The second entity not only began its existence long after the first; it also had entirely new offices at a new physical address, new telephone numbers, new officers and directors, as well as a new interim bishop; and a very different set of governing documents when compared to the original Corporation.
Thus the Court engages in a metaphysical sleight of hand when it purports to give ECUSA (and only because it is a “hierarchical” church, remember) the ability to usurp and take over the governance of Bishop Iker’s Corporation, in a fashion wholly at odds with the Masterson decision.
To demonstrate the folly of the Court’s illogic, one has only to ask this question: So ECUSA and its Fort Worth group now get to move into the offices and take over all the property belonging to Bishop Iker’s Corporation?
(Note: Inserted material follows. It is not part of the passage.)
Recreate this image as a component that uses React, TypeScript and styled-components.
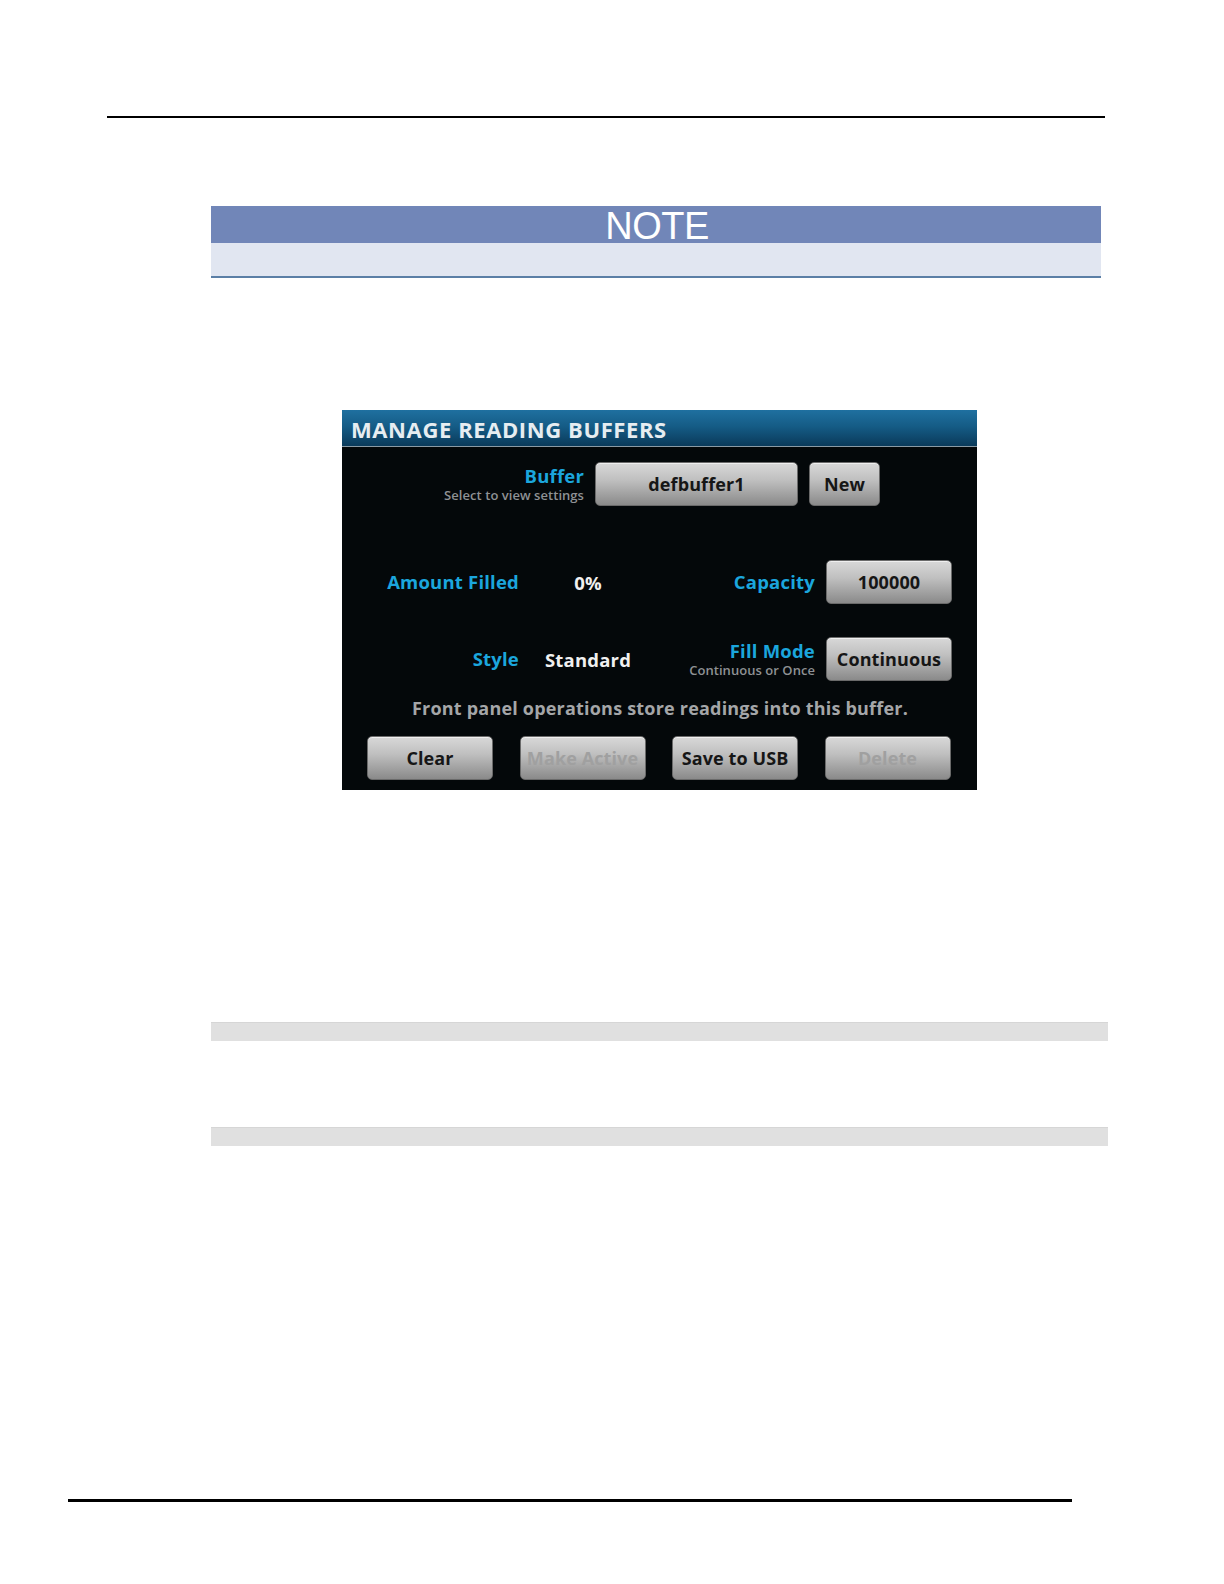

Well, what becomes of the new corporation that ECUSA had formed following the disaffiliation of the old one? Bishop Iker can scarcely succeed to that corporation — does it just lie forever dormant and vacant? And does Bishop Iker now have to organize a third corporation under Texas law? This is the kind of nonsense that flows from a failure to keep a proper track of the various legal entities, all the while supposedly “deferring” to the actions of a body that will twist and turn the law to any degree necessary to serve its own greedily chomping maw, swallowing up all the church real property it can see around it, whether it has use for it or not.
To labor so long, and to come out with such a mockery of neutral principles — the Texas Court of Appeals has put its name to a genuine travesty of justice. Bishop Iker and his attorneys are not about to let this result stand. Meanwhile, we can all pray for the inwardly collapsing Episcopal Church — falling in on its very substance as, like some sort of dying ecclesiastical nova, it expels and consumes all that had kept it functioning until this century. May it come to its senses, and stop all this legal manipulation, misdirection and misguidance of the secular courts to gain what is at best a short-term, and eventually suicidal, advantage.